→ **Job**: Which lines below hold the word "screenshot"? Report each one.

→ **Given data**:
##########
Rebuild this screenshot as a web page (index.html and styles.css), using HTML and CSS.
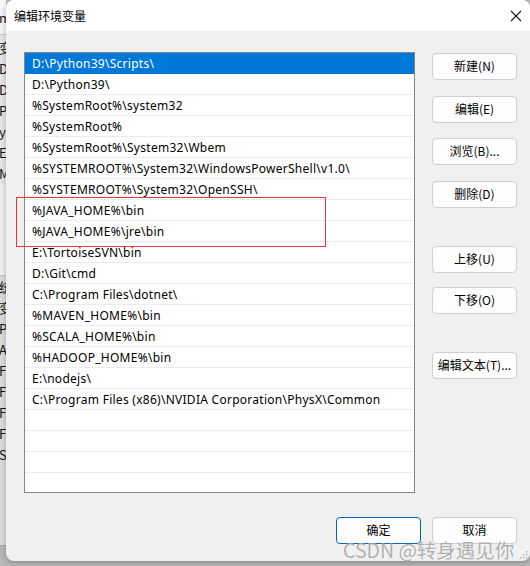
##########
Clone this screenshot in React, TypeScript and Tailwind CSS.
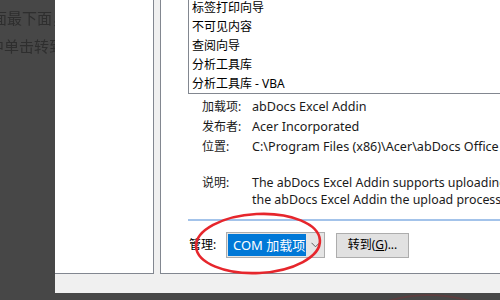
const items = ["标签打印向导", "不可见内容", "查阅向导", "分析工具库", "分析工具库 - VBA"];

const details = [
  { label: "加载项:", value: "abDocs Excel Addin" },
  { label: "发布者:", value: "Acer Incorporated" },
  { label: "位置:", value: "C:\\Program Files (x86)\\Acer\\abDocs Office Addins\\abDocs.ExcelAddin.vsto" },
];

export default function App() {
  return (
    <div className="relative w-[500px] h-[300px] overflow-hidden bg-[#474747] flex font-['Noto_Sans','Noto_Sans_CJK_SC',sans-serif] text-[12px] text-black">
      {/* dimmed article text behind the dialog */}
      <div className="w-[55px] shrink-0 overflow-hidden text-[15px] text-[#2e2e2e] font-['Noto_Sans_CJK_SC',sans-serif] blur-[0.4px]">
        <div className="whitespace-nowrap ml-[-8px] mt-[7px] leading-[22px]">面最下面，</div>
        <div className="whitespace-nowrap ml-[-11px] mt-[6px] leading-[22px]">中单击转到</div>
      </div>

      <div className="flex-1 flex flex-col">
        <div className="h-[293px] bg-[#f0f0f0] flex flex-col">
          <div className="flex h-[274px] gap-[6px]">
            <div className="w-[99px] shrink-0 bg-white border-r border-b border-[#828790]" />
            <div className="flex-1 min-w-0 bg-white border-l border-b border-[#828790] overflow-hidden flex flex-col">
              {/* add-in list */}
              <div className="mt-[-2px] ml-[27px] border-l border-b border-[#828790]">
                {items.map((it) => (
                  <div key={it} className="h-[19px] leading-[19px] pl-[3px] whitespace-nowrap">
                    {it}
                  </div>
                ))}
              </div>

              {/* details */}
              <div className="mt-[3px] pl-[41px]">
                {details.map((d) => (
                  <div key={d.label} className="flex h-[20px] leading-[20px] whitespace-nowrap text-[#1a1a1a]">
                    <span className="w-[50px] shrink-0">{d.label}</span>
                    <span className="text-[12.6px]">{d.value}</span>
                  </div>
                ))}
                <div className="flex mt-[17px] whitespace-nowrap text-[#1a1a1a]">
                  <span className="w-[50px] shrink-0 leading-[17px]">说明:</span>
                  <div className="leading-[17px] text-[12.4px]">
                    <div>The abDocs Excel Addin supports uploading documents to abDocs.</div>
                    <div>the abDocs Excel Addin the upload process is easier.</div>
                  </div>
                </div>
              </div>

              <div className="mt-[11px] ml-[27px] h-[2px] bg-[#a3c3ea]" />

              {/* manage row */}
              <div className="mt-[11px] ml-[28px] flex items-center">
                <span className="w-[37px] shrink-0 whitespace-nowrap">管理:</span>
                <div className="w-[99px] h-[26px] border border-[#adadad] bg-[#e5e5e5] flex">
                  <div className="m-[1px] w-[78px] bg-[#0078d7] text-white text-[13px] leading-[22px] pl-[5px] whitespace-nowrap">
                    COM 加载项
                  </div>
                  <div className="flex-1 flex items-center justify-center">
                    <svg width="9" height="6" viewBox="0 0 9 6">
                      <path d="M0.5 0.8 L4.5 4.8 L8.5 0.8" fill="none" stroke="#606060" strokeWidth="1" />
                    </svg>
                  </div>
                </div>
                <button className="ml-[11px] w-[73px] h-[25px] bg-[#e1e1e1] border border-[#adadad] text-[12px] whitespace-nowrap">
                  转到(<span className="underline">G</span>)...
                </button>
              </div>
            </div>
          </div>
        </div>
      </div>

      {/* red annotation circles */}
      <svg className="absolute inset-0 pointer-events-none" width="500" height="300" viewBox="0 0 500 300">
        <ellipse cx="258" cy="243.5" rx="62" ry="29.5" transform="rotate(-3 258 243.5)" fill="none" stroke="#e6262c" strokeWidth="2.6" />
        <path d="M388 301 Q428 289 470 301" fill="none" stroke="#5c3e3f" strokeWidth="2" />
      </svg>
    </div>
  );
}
##########
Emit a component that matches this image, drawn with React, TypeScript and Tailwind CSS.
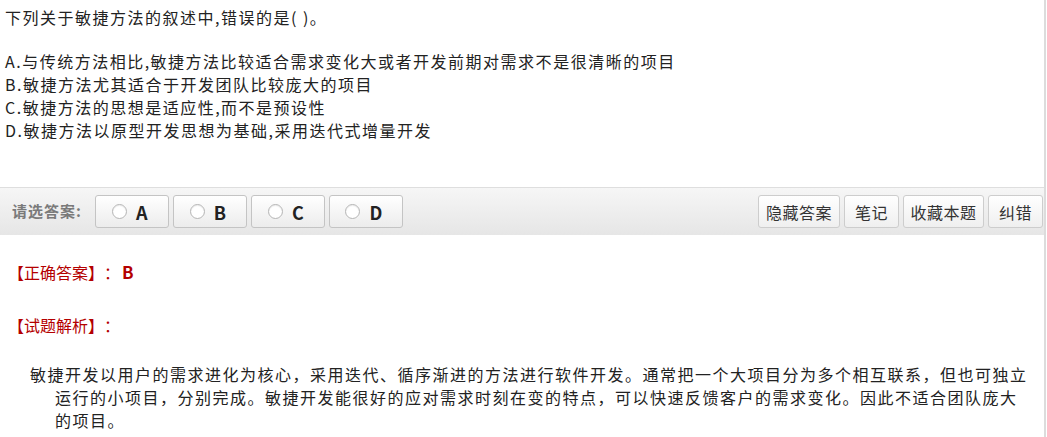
##########
→ **Written answer**:
Rebuild this screenshot as a web page (index.html and styles.css), using HTML and CSS.
Clone this screenshot in React, TypeScript and Tailwind CSS.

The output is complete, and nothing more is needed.